Gary Graffman’s Chopin Ballades met with qualified praise at the time of their original 1959 release, at least from two reviewers who cited great fingerwork in the virtuosic passages together with a lack of poetry in lyrical sections. I don’t share these opinions, although I understand how Graffman’s spare pedaling and clear-cut forms may have seemed “unpoetic” to certain listeners.
True, Graffman doesn’t give you Rubinstein’s ardent sweep and wider dynamic range, let alone the multi-colored subjectivity characterizing Moravec and Arrau. But you do get long, subtly differentiated legato lines in the opening measures of the First and Third Ballades, driving clarity in the Second Ballade’s agitato sections, and an effortlessly unfolding Fourth Ballade capped by Graffman’s exciting, totally straightforward reading of the difficult coda.

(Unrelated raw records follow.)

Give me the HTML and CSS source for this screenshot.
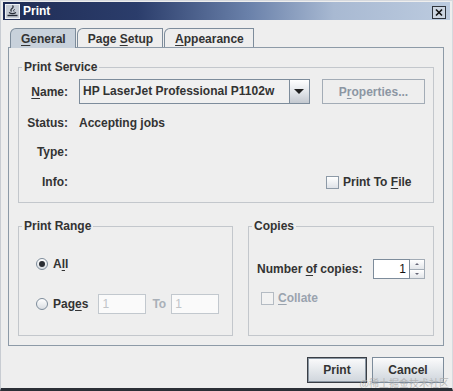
FILE: index.html
```html
<!DOCTYPE html>
<html lang="en">
<head>
  <meta charset="UTF-8">
  <title>Print</title>
  <link rel="stylesheet" href="styles.css">
</head>
<body>
  <div class="window">
    <div class="titlebar">
      <svg class="app-icon" width="15" height="15" viewBox="0 0 15 15">
        <rect x="0.5" y="0.5" width="14" height="14" fill="#c6ccd6" stroke="#eef1f5"/>
        <path d="M2.5 11.5h10" stroke="#262b36" stroke-width="1.4"/>
        <path d="M4 8.5q3.5 2.2 7 0" fill="none" stroke="#262b36" stroke-width="1.2"/>
        <path d="M6.5 7.5q-1.5-1.5 0.5-3q2-1.5 0.5-3" fill="none" stroke="#262b36" stroke-width="1.2"/>
        <path d="M9 7.5q-1-1 0.5-2.2" fill="none" stroke="#262b36" stroke-width="1"/>
      </svg>
      <span class="title">Print</span>
      <span class="close">
        <svg width="14" height="13" viewBox="0 0 14 13">
          <rect x="0.5" y="0.5" width="13" height="12" fill="#cdd6e2" stroke="#2e333b"/>
          <path d="M4 3.5l6 6M10 3.5l-6 6" stroke="#111" stroke-width="1.6"/>
        </svg>
      </span>
    </div>

    <div class="tabs">
      <div class="tab selected"><u>G</u>eneral</div>
      <div class="tab">Page <u>S</u>etup</div>
      <div class="tab"><u>A</u>ppearance</div>
    </div>

    <div class="panel">
      <fieldset class="group">
        <legend>Print Service</legend>
        <div class="service-grid">
          <span class="field-label"><u>N</u>ame:</span>
          <div class="combo">
            <span class="combo-text">HP LaserJet Professional P1102w</span>
            <span class="combo-arrow"></span>
          </div>
          <button class="btn btn-disabled">P<u>r</u>operties...</button>

          <span class="field-label">Status:</span>
          <span class="value wide">Accepting jobs</span>

          <span class="field-label">Type:</span>
          <span class="value wide"></span>

          <span class="field-label">Info:</span>
          <span></span>
          <span class="check file-check"><span class="box"></span><span>Print To <u>F</u>ile</span></span>
        </div>
      </fieldset>

      <div class="lower">
        <fieldset class="group">
          <legend>Print Range</legend>
          <div class="range-body">
            <div class="range-row">
              <span class="radio checked"></span><span>A<u>l</u>l</span>
            </div>
            <div class="range-row">
              <span class="radio"></span><span>Pag<u>e</u>s</span>
              <span class="page-field">1</span>
              <span class="to-label">To</span>
              <span class="page-field">1</span>
            </div>
          </div>
        </fieldset>

        <fieldset class="group">
          <legend>Copies</legend>
          <div class="copies-body">
            <div class="copies-row">
              <span>Number <u>o</u>f copies:</span>
              <div class="spinner">
                <span class="spin-field">1</span>
                <span class="spin-buttons">
                  <span class="spin-btn up"></span>
                  <span class="spin-btn down"></span>
                </span>
              </div>
            </div>
            <div class="collate-row">
              <span class="check disabled"><span class="box"></span><span><u>C</u>ollate</span></span>
            </div>
          </div>
        </fieldset>
      </div>
    </div>

    <div class="actions">
      <button class="btn btn-default">Print</button>
      <button class="btn btn-cancel">Cancel</button>
    </div>

    <span class="watermark">@稀土掘金技术社区</span>
  </div>
</body>
</html>
```

FILE: styles.css
```css
body {
  margin: 0;
  font-family: "Liberation Sans", Arial, sans-serif;
  font-size: 12px;
  font-weight: bold;
  color: #333;
  background-color: #eeeeee;
}
u {
  text-decoration-thickness: 1px;
  text-underline-offset: 2px;
}
.window {
  position: relative;
  width: 453px;
  height: 391px;
  box-sizing: border-box;
  background-color: #eeeeee;
  border: 1px solid #d6d9de;
  border-left-color: #c8ccd2;
  border-bottom: 3px solid #2b2f36;
  padding: 1px 2px 0;
  overflow: hidden;
}
.titlebar {
  height: 18px;
  display: flex;
  align-items: center;
  padding: 0 4px 0 2px;
  background: linear-gradient(to right, #1f2c55 0%, #2b3d6b 30%, #6a81aa 55%, #a8b9d2 74%, #bccbdf 100%);
}
.app-icon {
  display: block;
}
.title {
  margin-left: 3px;
  color: #fff;
  font-size: 12px;
}
.close {
  margin-left: auto;
  margin-top: 2px;
  height: 13px;
}
.close svg {
  display: block;
}
.tabs {
  display: flex;
  align-items: flex-end;
  height: 19px;
  margin: 8px 0 0 7px;
}
.tab {
  height: 19px;
  box-sizing: border-box;
  border: 1px solid #7d8c9b;
  border-bottom: none;
  border-top-left-radius: 6px;
  padding: 0 9px 0 10px;
  line-height: 20px;
  margin-right: 1px;
  background-color: #eeeeee;
}
.tab.selected {
  position: relative;
  z-index: 1;
  height: 20px;
  margin-bottom: -1px;
  background-color: #c8d1db;
}
.panel {
  height: 299px;
  box-sizing: border-box;
  margin: 0 6px 0 5px;
  border: 1px solid #8d9aa7;
  padding: 12px 9px 9px;
}
.group {
  margin: 0;
  padding: 0;
  min-width: 0;
  border: 1px solid #c3c7cc;
}
.group legend {
  margin-left: 3px;
  padding: 0 2px;
  line-height: 14px;
}
.service-grid {
  display: grid;
  grid-template-columns: 49px 232px 103px;
  grid-template-rows: 25px 38px 20px 40px;
  column-gap: 11px;
  align-items: center;
  padding-top: 5px;
}
.field-label {
  text-align: right;
}
.value.wide {
  grid-column: span 2;
}
.combo {
  display: flex;
  width: 231px;
  height: 25px;
  box-sizing: border-box;
  border: 1px solid #7d8c9b;
  background-color: #f0f0f0;
}
.combo-text {
  flex: 1;
  padding-left: 3px;
  line-height: 23px;
  white-space: nowrap;
}
.combo-arrow {
  position: relative;
  width: 19px;
  border-left: 1px solid #7d8c9b;
  background: linear-gradient(#ffffff, #e4e7eb 50%, #c4c9d0);
}
.combo-arrow::after {
  content: "";
  position: absolute;
  left: 4px;
  top: 9px;
  border-left: 5px solid transparent;
  border-right: 5px solid transparent;
  border-top: 5px solid #222;
}
.btn {
  font-family: inherit;
  font-size: 12px;
  font-weight: bold;
  color: #333;
  border: 1px solid #7d8c9b;
  border-radius: 0;
  padding: 0;
  height: 26px;
  background: linear-gradient(#fbfbfc, #e2e6ea 55%, #cfd5dc);
}
.btn-disabled {
  height: 25px;
  width: 103px;
  color: #8c96a3;
  border-color: #a3acb6;
  background: #eeeeee;
}
.check {
  display: flex;
  align-items: center;
}
.check .box {
  width: 13px;
  height: 13px;
  box-sizing: border-box;
  border: 1px solid #8d9aa7;
  background: linear-gradient(#ffffff, #dfe3e8);
  margin-right: 4px;
}
.file-check {
  padding-left: 4px;
}
.check.disabled {
  color: #9aa3ae;
}
.check.disabled .box {
  border-color: #b4bbc3;
  background: #f2f2f2;
}
.lower {
  display: grid;
  grid-template-columns: 215px 186px;
  column-gap: 15px;
  margin-top: 16px;
}
.range-body {
  display: flex;
  flex-direction: column;
  gap: 20px;
  padding: 21px 0 21px 17px;
}
.range-row {
  display: flex;
  align-items: center;
  height: 20px;
}
.radio {
  position: relative;
  width: 12px;
  height: 12px;
  box-sizing: border-box;
  border: 1px solid #7d8c9b;
  border-radius: 50%;
  background: linear-gradient(#ffffff, #d9dde2);
  margin-right: 5px;
}
.radio.checked::after {
  content: "";
  position: absolute;
  left: 2px;
  top: 2px;
  width: 6px;
  height: 6px;
  border-radius: 50%;
  background-color: #2a2d33;
}
.page-field {
  width: 48px;
  height: 20px;
  box-sizing: border-box;
  border: 1px solid #c2c8ce;
  background-color: #fafafa;
  color: #c0c4c8;
  font-weight: normal;
  padding-left: 3px;
  line-height: 18px;
  margin-left: 10px;
}
.to-label {
  color: #a9b0b8;
  margin-left: 6px;
}
.to-label + .page-field {
  margin-left: 5px;
}
.copies-body {
  padding: 26px 8px 0 8px;
}
.copies-row {
  display: flex;
  justify-content: space-between;
  align-items: center;
  height: 20px;
}
.spinner {
  display: flex;
  height: 20px;
}
.spin-field {
  width: 37px;
  box-sizing: border-box;
  border: 1px solid #7d8c9b;
  background-color: #fff;
  text-align: right;
  padding-right: 3px;
  line-height: 18px;
  font-weight: normal;
  color: #111;
}
.spin-buttons {
  display: flex;
  flex-direction: column;
  width: 15px;
}
.spin-btn {
  position: relative;
  flex: 1;
  border: 1px solid #a3acb6;
  border-left: none;
  background: linear-gradient(#ffffff, #e3e6ea);
}
.spin-btn.down {
  border-top: none;
}
.spin-btn::after {
  content: "";
  position: absolute;
  left: 5px;
  top: 3px;
  border-left: 2px solid transparent;
  border-right: 2px solid transparent;
}
.spin-btn.up::after {
  border-bottom: 2px solid #667;
}
.spin-btn.down::after {
  border-top: 2px solid #667;
}
.collate-row {
  margin-top: 10px;
  padding-left: 4px;
  height: 18px;
  display: flex;
  align-items: center;
}
.actions {
  display: flex;
  justify-content: flex-end;
  gap: 5px;
  margin: 11px 6px 0 0;
}
.btn-default {
  width: 60px;
  border-color: #3a3e45;
  box-shadow: inset 0 0 0 1px #8a96a2;
}
.btn-cancel {
  width: 72px;
}
.watermark {
  position: absolute;
  right: 3px;
  bottom: 0;
  font-family: "Noto Sans CJK SC", sans-serif;
  font-size: 10px;
  line-height: 11px;
  font-weight: normal;
  color: rgba(175, 175, 175, 0.85);
}
```
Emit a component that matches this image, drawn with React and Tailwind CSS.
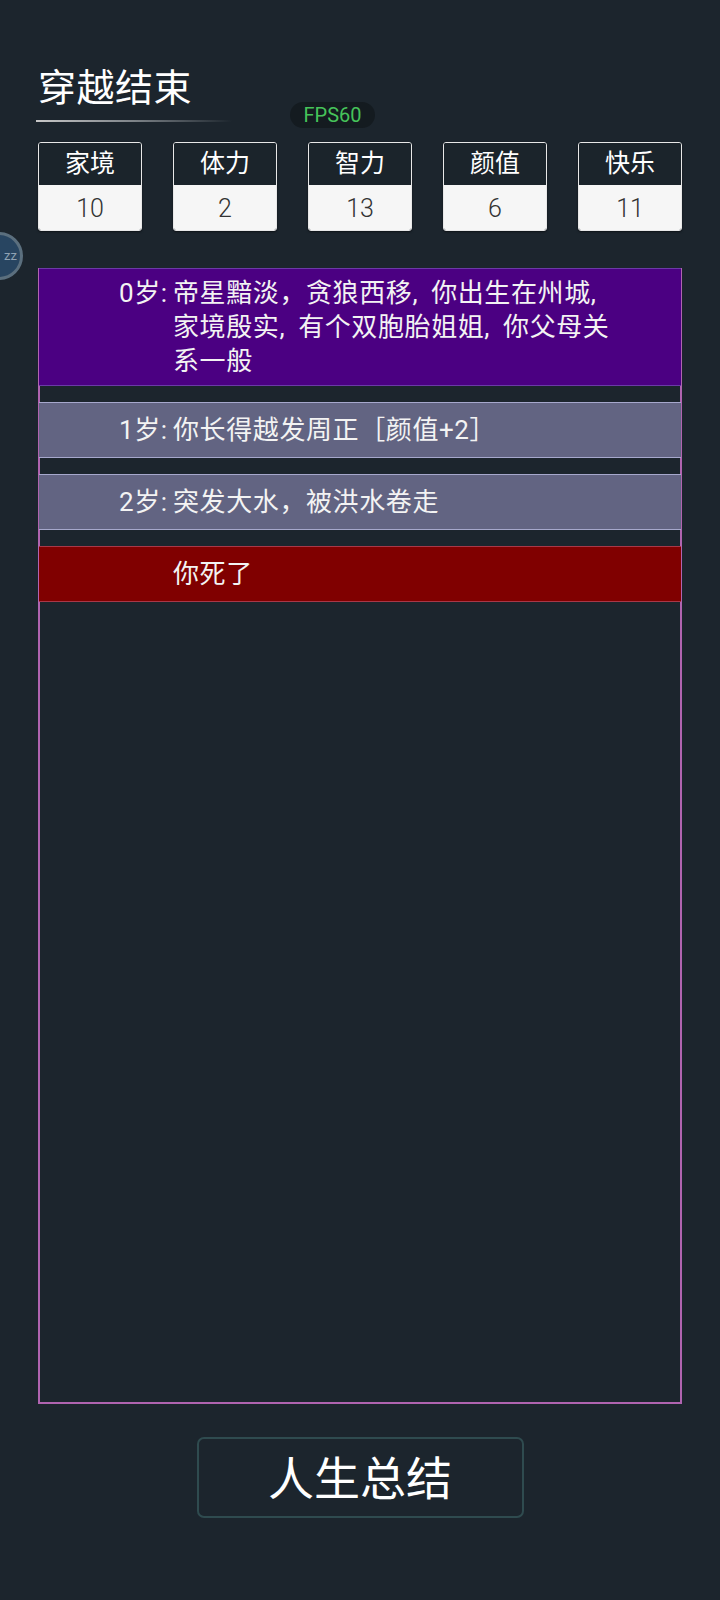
import React from 'react';

const STATS = [
  { name: '家境', value: 10 },
  { name: '体力', value: 2 },
  { name: '智力', value: 13 },
  { name: '颜值', value: 6 },
  { name: '快乐', value: 11 },
];

const LOG = [
  { age: '0岁:', text: '帝星黯淡，贪狼西移,你出生在州城,家境殷实,有个双胞胎姐姐,你父母关系一般', tone: 'purple' },
  { age: '1岁:', text: '你长得越发周正［颜值+2］', tone: 'gray' },
  { age: '2岁:', text: '突发大水，被洪水卷走', tone: 'gray' },
  { age: '', text: '你死了', tone: 'red' },
];

const TONES = {
  purple: 'bg-[#4b0082] border-[#6b3aa6]',
  gray: 'bg-[#626482] border-[#a6a8cc]',
  red: 'bg-[#800000] border-[#a83848]',
};

function Wide({ text }) {
  const parts = text.split(',');
  return parts.map((p, i) => (
    <React.Fragment key={i}>
      {p}
      {i < parts.length - 1 && <span className="mr-[13px]">,</span>}
    </React.Fragment>
  ));
}

export default function App() {
  return (
    <div
      className="relative min-h-[1600px] w-[720px] overflow-hidden bg-[#1c252d] text-white"
      style={{ fontFamily: "Roboto, 'Noto Sans CJK SC', sans-serif" }}
    >
      {/* FPS overlay */}
      <div className="absolute left-[290px] top-[102px] flex h-[26px] w-[85px] items-center justify-center rounded-full bg-[#141b20] text-[20px] leading-none text-[#46c35a]">
        FPS60
      </div>

      {/* floating sleep bubble */}
      <div className="absolute left-[-25px] top-[232px] flex h-[48px] w-[48px] items-center justify-end rounded-full border-[3px] border-[#5b6f7e] bg-[#284561] pr-[3px] text-[13px] text-[#8fa2b3]">
        zz
      </div>

      <div className="flex flex-col pt-[66px]">
        {/* Title */}
        <div className="pl-[38px]">
          <h1 className="text-[38px] leading-[44px] tracking-[0.5px]">穿越结束</h1>
          <div className="ml-[-2px] mt-[10px] h-[2px] w-[196px] bg-gradient-to-r from-[#c8c8c8] via-[#7d8388] to-transparent" />
        </div>

        {/* Stats */}
        <div className="mt-[20px] flex gap-[31px] pl-[38px]">
          {STATS.map(s => (
            <div key={s.name} className="flex h-[89px] w-[104px] flex-col overflow-hidden rounded-[3px] border border-[#e8e8e8] shadow-[0_1px_2px_rgba(0,0,0,0.5)]">
              <div className="flex h-[42px] items-center justify-center bg-[#1b242b] text-[25px] text-white">
                {s.name}
              </div>
              <div className="flex flex-1 items-center justify-center bg-[#f6f6f6] pt-[3px] text-[25px] font-light text-[#333]">
                {s.value}
              </div>
            </div>
          ))}
        </div>

        {/* Life log */}
        <div className="mx-[38px] mt-[37px] flex h-[1136px] flex-col gap-[16px] border-2 border-t-0 border-[#b064b0]">
          {LOG.map((e, i) => (
            <div
              key={i}
              className={`mx-[-1px] flex min-h-[56px] items-center border-y py-[7px] pl-[80px] text-[26px] leading-[34px] tracking-[0.6px] text-[#f3f3f3] ${TONES[e.tone]}`}
            >
              <div className="flex w-[506px] items-start">
                <span className="w-[54px] shrink-0">{e.age}</span>
                <span className="flex-1"><Wide text={e.text} /></span>
              </div>
            </div>
          ))}
        </div>

        {/* Summary button */}
        <div className="mt-[33px] flex justify-center">
          <button className="h-[81px] w-[327px] rounded-[7px] border-2 border-[#2f4b4f] bg-[#1c252d] pt-[4px] text-[46px] text-white">
            人生总结
          </button>
        </div>
      </div>
    </div>
  );
}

Op. 22 also has wonderful things. What gorgeous textural contouring Graffman achieves in his swift and limpid treatment of the Andante spianato; too bad that he rushes through the transition into the Grande Polonaise. After a dry and detached start, Graffman’s tone gradually opens up in the Polonaise, gaining power and projection as the music progresses, together with the sharply etched rhythms that were there from the start. All in all, this is a worthy and welcome addition to Arkivmusic.com’s on-demand reprint catalogue.